Q.	Do you have in mind any amount of money that you would be able to afford to pay Helen as her share of an equitable distribution of your marital estate and be able to continue farming and ranching?

A.	Yes.

Q.	And what is that?

A.	For what they—the stuff that they did, it was about $500,000.

Q.	All right.  Well, you’ve already paid Helen some money, correct?

A.	$102,000, yes.

Q.	And would that $500,000 be in addition to that, or—

A.	Right.  Yeah.

[¶41]	Rodney Rebel wanted to pay $500,000 over time.  This is consistent with the findings of the trial court after the original trial, “based upon the testimony of the parties’ banker, Dale Sayler, that the farm has a history as a successful farm with more than sufficient cash flow to service the debt against it and both provide means of support for the parties and allow for reinvestment back into the farm, which has resulted in an increasing value thereof.”  While the district court must fashion an equitable distribution of property, it cannot be argued that the distribution ordered by the court is equitable when it is less than both the banker and Rodney Rebel argued is possible.

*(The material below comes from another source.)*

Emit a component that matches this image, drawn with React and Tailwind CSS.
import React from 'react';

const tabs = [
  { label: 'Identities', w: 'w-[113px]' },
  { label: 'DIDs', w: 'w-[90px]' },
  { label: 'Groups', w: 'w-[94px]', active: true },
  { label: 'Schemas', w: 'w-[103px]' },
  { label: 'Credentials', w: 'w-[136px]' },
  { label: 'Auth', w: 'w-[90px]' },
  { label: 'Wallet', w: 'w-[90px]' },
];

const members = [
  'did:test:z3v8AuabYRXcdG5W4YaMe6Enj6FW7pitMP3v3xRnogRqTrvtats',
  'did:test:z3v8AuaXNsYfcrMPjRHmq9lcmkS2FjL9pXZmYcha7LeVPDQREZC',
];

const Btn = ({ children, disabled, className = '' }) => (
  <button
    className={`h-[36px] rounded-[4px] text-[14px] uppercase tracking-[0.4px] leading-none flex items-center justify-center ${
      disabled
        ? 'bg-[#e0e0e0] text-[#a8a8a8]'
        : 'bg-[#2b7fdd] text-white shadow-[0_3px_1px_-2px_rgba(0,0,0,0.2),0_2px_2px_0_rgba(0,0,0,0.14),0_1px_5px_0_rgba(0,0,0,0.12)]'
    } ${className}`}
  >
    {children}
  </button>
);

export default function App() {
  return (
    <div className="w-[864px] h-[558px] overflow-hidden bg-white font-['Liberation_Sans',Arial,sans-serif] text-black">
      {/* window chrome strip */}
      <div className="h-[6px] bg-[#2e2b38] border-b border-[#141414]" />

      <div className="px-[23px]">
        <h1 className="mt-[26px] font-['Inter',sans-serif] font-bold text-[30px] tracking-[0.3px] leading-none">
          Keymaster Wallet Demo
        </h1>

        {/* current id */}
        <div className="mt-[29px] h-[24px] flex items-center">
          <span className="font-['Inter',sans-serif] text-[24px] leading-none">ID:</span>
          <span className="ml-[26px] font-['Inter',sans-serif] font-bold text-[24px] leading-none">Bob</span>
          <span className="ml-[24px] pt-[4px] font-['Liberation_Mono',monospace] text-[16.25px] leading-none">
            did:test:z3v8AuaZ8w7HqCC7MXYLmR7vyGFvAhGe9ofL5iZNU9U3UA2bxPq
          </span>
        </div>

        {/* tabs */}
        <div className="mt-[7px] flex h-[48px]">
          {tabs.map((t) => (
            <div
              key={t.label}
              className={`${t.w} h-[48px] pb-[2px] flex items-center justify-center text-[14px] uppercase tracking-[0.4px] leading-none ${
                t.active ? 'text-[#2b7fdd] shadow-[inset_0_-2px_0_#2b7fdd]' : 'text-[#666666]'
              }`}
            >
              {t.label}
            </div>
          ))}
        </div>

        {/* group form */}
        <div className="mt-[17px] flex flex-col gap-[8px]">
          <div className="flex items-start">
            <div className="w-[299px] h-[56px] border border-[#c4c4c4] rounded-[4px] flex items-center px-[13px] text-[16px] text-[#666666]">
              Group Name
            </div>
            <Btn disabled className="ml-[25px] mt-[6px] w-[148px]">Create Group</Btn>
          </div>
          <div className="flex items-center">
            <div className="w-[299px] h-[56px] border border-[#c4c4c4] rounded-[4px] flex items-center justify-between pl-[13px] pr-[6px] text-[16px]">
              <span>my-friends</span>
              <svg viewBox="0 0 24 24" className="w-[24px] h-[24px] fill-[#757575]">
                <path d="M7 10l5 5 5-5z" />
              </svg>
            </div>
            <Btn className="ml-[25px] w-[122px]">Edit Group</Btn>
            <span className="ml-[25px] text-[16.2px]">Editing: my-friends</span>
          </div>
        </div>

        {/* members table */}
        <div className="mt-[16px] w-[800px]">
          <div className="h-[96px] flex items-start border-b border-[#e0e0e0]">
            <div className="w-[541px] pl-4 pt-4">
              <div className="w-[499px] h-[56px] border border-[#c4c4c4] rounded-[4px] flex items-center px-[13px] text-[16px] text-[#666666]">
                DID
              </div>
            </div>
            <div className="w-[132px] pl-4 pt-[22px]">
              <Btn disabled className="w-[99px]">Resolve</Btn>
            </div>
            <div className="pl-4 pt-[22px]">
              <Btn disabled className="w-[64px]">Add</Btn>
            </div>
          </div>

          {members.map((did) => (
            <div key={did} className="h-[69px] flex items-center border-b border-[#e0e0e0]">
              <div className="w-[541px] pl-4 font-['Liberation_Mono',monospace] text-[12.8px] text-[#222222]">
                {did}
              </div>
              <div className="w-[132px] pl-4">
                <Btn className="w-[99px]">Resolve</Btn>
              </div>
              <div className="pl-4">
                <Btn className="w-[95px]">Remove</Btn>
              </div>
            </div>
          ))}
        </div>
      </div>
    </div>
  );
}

[¶42]	To some extent, Helen Rebel did want a money payment and wanted Rodney Rebel to continue to farm the land and her own testimony supports the allocation of land to Rodney Rebel and money to Helen Rebel, although she did request that she receive some parcels of land.  The district court was hampered at the first trial by appraisals that did not segregate parcels of land so that tax free distributions of land could be made to both parties.  Rather, the evidence focused on the problems of reducing or changing the farming operation and concentrated on how much of a cash payment the operation could handle.  However, the disparity of the amount ultimately awarded to Helen Rebel cannot be justified, particularly in light of Dale Sayler and Rodney Rebel’s testimony on remand.

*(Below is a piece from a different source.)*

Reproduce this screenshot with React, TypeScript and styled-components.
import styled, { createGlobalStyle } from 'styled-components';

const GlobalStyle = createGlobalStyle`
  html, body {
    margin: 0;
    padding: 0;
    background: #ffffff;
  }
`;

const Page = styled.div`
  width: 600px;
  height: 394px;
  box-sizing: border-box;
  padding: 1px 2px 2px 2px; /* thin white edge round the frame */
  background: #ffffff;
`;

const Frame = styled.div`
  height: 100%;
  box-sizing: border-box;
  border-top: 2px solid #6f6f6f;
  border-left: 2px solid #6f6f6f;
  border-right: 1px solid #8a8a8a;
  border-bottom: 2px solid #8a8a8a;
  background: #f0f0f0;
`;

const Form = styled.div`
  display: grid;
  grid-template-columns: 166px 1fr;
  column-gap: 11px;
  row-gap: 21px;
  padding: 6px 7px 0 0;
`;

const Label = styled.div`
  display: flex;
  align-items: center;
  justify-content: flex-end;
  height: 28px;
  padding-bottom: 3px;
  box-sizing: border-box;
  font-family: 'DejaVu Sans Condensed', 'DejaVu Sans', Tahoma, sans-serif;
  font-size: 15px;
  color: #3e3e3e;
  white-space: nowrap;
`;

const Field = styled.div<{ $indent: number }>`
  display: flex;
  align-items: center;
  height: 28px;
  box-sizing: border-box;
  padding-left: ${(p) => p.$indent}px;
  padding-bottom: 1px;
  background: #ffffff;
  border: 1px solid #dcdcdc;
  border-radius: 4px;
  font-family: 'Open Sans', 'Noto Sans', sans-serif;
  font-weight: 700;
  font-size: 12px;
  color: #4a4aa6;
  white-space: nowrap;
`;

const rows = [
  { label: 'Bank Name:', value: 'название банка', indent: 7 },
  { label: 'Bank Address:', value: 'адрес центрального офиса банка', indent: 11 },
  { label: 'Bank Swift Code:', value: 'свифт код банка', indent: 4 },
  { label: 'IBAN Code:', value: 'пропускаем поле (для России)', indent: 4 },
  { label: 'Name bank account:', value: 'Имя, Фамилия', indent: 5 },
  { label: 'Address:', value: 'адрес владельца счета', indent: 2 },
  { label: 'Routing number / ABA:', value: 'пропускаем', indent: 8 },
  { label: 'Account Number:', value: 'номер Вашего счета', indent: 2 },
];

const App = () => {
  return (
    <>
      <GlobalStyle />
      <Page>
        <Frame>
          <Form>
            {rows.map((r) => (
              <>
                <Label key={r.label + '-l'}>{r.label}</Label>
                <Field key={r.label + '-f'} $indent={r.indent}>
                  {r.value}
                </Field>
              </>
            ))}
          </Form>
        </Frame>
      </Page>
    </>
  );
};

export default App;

[¶43]	Further, the deferment of Helen Rebel’s enjoyment is problematic.  This case was remanded, in part, because 80% of the $512,534.78 was deferred for three years without interest.  The district court on remand extended the time period that Helen Rebel must wait to have her share of the property from three years to seventeen years.  The district court purported to offset this delay by awarding Helen Rebel interest at the rate of 4.5%.  In fact,  payment at the rate of 4.5% amortized over 17 years would require an annual payment of $35,038.89, not $33,530, so the judgment even fails to award Helen Rebel the interest rate that the judgment facially states.  Instead, the interest rate on the property allocated to her is approximately 3.93%.

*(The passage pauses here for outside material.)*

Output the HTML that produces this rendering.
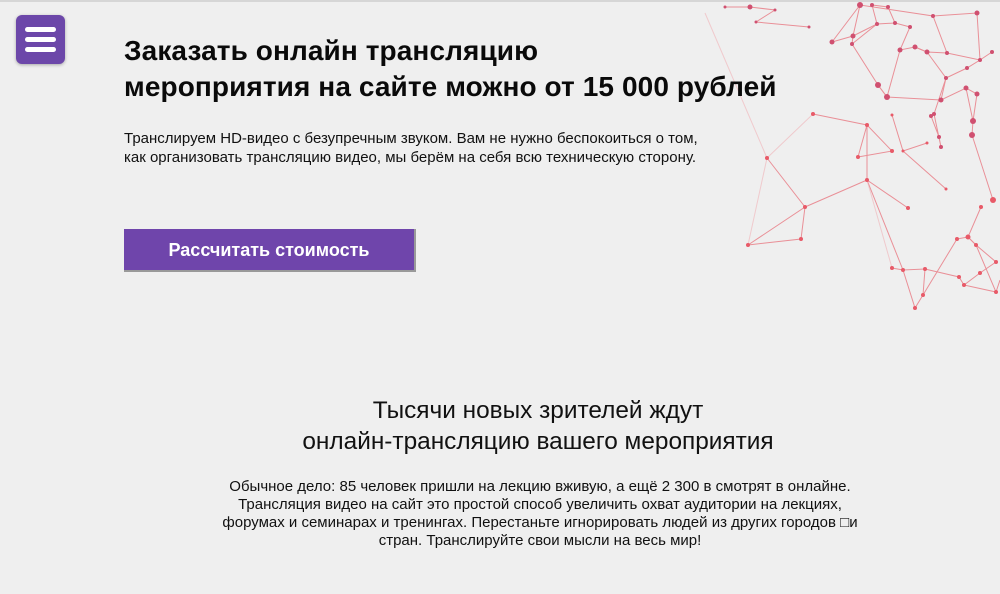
<!DOCTYPE html>
<html><head><meta charset="utf-8"><style>
*{margin:0;padding:0;box-sizing:border-box}
html,body{width:1000px;height:594px;overflow:hidden;background:#efefef;font-family:"Liberation Sans",sans-serif;color:#111}
.top{position:absolute;left:0;top:0;width:1000px;height:2px;background:#d6d6d6}
.menu{position:absolute;left:16px;top:15px;width:49px;height:49px;background:#6c47a9;border-radius:6px;box-shadow:0 1px 3px rgba(0,0,0,.3)}
.menu i{position:absolute;left:9px;width:31px;height:5px;border-radius:3px;background:#fff}
h1{position:absolute;left:124px;top:33px;font-size:28px;line-height:36px;font-weight:bold;white-space:nowrap;color:#0a0a0a;letter-spacing:0.1px}
.p1{position:absolute;left:124px;top:129px;font-size:15px;line-height:19px;white-space:nowrap}
.btn{position:absolute;left:124px;top:229px;width:292px;height:43px;background:#6f45ab;border:1px solid #999;border-width:0 2px 2px 0;color:#fff;font-weight:bold;font-size:18px;text-align:center;line-height:42px}
h2{position:absolute;left:188px;width:700px;top:395px;font-size:24.4px;line-height:31px;font-weight:normal;text-align:center;white-space:nowrap}
.p2{position:absolute;left:190px;width:700px;top:478px;font-size:15px;line-height:18px;text-align:center;white-space:nowrap}
svg{position:absolute;left:0;top:0}
</style></head><body>
<svg width="1000" height="594">
<g stroke="#e8707a" stroke-width="1" fill="none" opacity="0.75">
<polyline points="813,114 867,125 892,151 858,157 867,125"/>
<polyline points="867,125 867,180 908,208"/>
<polyline points="767,158 805,207 748,245 801,239 805,207 867,180"/>
<polyline points="892,115 903,151 927,143"/>
<polyline points="903,151 946,189"/>
<polyline points="867,180 903,270"/>
<polyline points="892,268 903,270 925,269 923,295 915,308 903,270"/>
<polyline points="925,269 959,277 964,285 980,273 996,262 976,245 968,237 957,239 923,295"/>
<polyline points="981,207 968,237 976,245 996,292 964,285"/>
<polyline points="993,200 972,135 973,121 966,88"/>
<polyline points="941,147 939,137 931,116 934,114 941,147"/>
<polyline points="878,85 887,97 941,100 966,88 977,94 973,121"/>
<polyline points="878,85 852,44 853,36 860,5"/>
<polyline points="832,42 853,36 877,24 872,5 888,7 895,23 910,27 900,50 915,47 927,52 947,53 980,60 992,52"/>
<polyline points="895,23 877,24 852,44"/>
<polyline points="933,16 977,13 980,60 967,68 946,78 941,100"/>
<polyline points="915,47 927,52 946,78 934,114"/>
<polyline points="900,50 887,97 878,85"/>
<polyline points="750,7 775,10 756,22 809,27"/>
<polyline points="725,7 750,7"/>
<polyline points="832,42 860,5 933,16 947,53"/>
<polyline points="996,292 1000,280"/>
</g>
<g stroke="#f0b0b5" stroke-width="1" fill="none" opacity="0.6">
<polyline points="705,13 767,158 748,245"/>
<polyline points="813,114 767,158"/>
<polyline points="867,180 892,268"/>
</g>
<g fill="#e85a68">
<circle cx="813" cy="114" r="2"/><circle cx="867" cy="125" r="2"/><circle cx="892" cy="151" r="2"/><circle cx="858" cy="157" r="2"/><circle cx="867" cy="180" r="2"/><circle cx="805" cy="207" r="2"/><circle cx="767" cy="158" r="2"/><circle cx="748" cy="245" r="2"/><circle cx="801" cy="239" r="2"/><circle cx="908" cy="208" r="2"/><circle cx="903" cy="151" r="1.5"/><circle cx="927" cy="143" r="1.5"/><circle cx="946" cy="189" r="1.5"/><circle cx="892" cy="115" r="1.5"/><circle cx="993" cy="200" r="3"/><circle cx="981" cy="207" r="2"/><circle cx="957" cy="239" r="2"/><circle cx="968" cy="237" r="2.5"/><circle cx="976" cy="245" r="2"/><circle cx="996" cy="262" r="2"/><circle cx="892" cy="268" r="2"/><circle cx="903" cy="270" r="2"/><circle cx="925" cy="269" r="2"/><circle cx="915" cy="308" r="2"/><circle cx="923" cy="295" r="2"/><circle cx="959" cy="277" r="2"/><circle cx="964" cy="285" r="2"/><circle cx="980" cy="273" r="2"/><circle cx="996" cy="292" r="2"/>
</g>
<g fill="#d05070">
<circle cx="972" cy="135" r="3"/><circle cx="973" cy="121" r="3"/><circle cx="941" cy="147" r="2"/><circle cx="939" cy="137" r="2"/><circle cx="931" cy="116" r="2"/><circle cx="934" cy="114" r="2"/><circle cx="878" cy="85" r="3"/><circle cx="887" cy="97" r="3"/><circle cx="941" cy="100" r="2.5"/><circle cx="966" cy="88" r="2.5"/><circle cx="977" cy="94" r="2.5"/><circle cx="860" cy="5" r="3"/><circle cx="872" cy="5" r="2"/><circle cx="888" cy="7" r="2"/><circle cx="832" cy="42" r="2.5"/><circle cx="852" cy="44" r="2"/><circle cx="853" cy="36" r="2.5"/><circle cx="900" cy="50" r="2.5"/><circle cx="915" cy="47" r="2.5"/><circle cx="927" cy="52" r="2.5"/><circle cx="895" cy="23" r="2"/><circle cx="877" cy="24" r="2"/><circle cx="910" cy="27" r="2"/><circle cx="933" cy="16" r="2"/><circle cx="947" cy="53" r="2"/><circle cx="980" cy="60" r="2"/><circle cx="992" cy="52" r="2"/><circle cx="977" cy="13" r="2.5"/><circle cx="967" cy="68" r="2"/><circle cx="946" cy="78" r="2"/><circle cx="750" cy="7" r="2.5"/><circle cx="775" cy="10" r="1.5"/><circle cx="756" cy="22" r="1.5"/><circle cx="809" cy="27" r="1.5"/><circle cx="725" cy="7" r="1.5"/>
</g>
</svg>
<div class="top"></div>
<div class="menu"><i style="top:12px"></i><i style="top:22px"></i><i style="top:32px"></i></div>
<h1>Заказать онлайн трансляцию<br>мероприятия на сайте можно от 15 000 рублей</h1>
<div class="p1">Транслируем HD-видео с безупречным звуком. Вам не нужно беспокоиться о том,<br>как организовать трансляцию видео, мы берём на себя всю техническую сторону.</div>
<div class="btn">Рассчитать стоимость</div>
<h2>Тысячи новых зрителей ждут<br>онлайн-трансляцию вашего мероприятия</h2>
<div class="p2">Обычное дело: 85 человек пришли на лекцию вживую, а ещё 2 300 в смотрят в онлайне.<br>Трансляция видео на сайт это простой способ увеличить охват аудитории на лекциях,<br>форумах и семинарах и тренингах. Перестаньте игнорировать людей из других городов &#9633;и<br>стран. Транслируйте свои мысли на весь мир!</div>
</body></html>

[¶44]	Normally, I would reverse and direct the court to fashion an equitable division of property, allowing the district court the greatest latitude to distribute property as it found appropriate.  However, in this case, given the lack of evidence about the values of individual parcels of land that would allow tax-free distributions of those parcels to either Helen Rebel or to Rodney Rebel, I have to recognize the trial court was significantly hampered by the lack of evidence it was provided.  Therefore, based upon the evidence heard on remand, I would reverse and direct the district court to amend the following paragraphs of the judgment dated January 23, 2015, to read as follows:

[5]	In addition to the $102,506.95 previously paid, Rodney shall pay to Helen the sum of $500,000 with interest at the rate of 4.5% per annum in 9 equal annual amortized installments of $68,787.24, with the first payment due one year from the date of entry of this Amended Judgment. Should Rodney fail to make any of those payments within 10 days of the date the payment is due, Helen shall have the right to declare the entire balance due and owing.

[6]	At his sole election, Rodney is authorized to pay off in full, at any time, whatever amount of the $500,000 that may then remain owing to Helen, without any additional interest or penalty.

[7]	Until such time as Rodney pays Helen the $500,000, she shall have a judgment lien against him and all of his property including the farm land as security for the balance owing.

[8]	Rodney shall also be required to pay Helen interest at the rate of 4.5% per annum on the $500,000 from May 2, 2012 when the Judgment was entered, to the date this Amended Judgment is entered.  The per diem amount of that interest carried out to four decimal places is $61.6438 per day.  This interest payment shall be paid in full immediately upon entry of this Amended Judgment.

I would leave the other paragraphs of the amended judgment as originally entered on January 23, 2015.

[¶45]	I do not regard the above as an equitable result for a long-term marriage where both parties fully contributed to the acquisition of the marital estate.  However, it is more equitable than the order appealed from, it does not accept the improper logic forming the basis of the district court’s computation, and it recognizes the realities of the lack of evidence under which the district court had to construct a remedy.  Therefore, I respectfully dissent.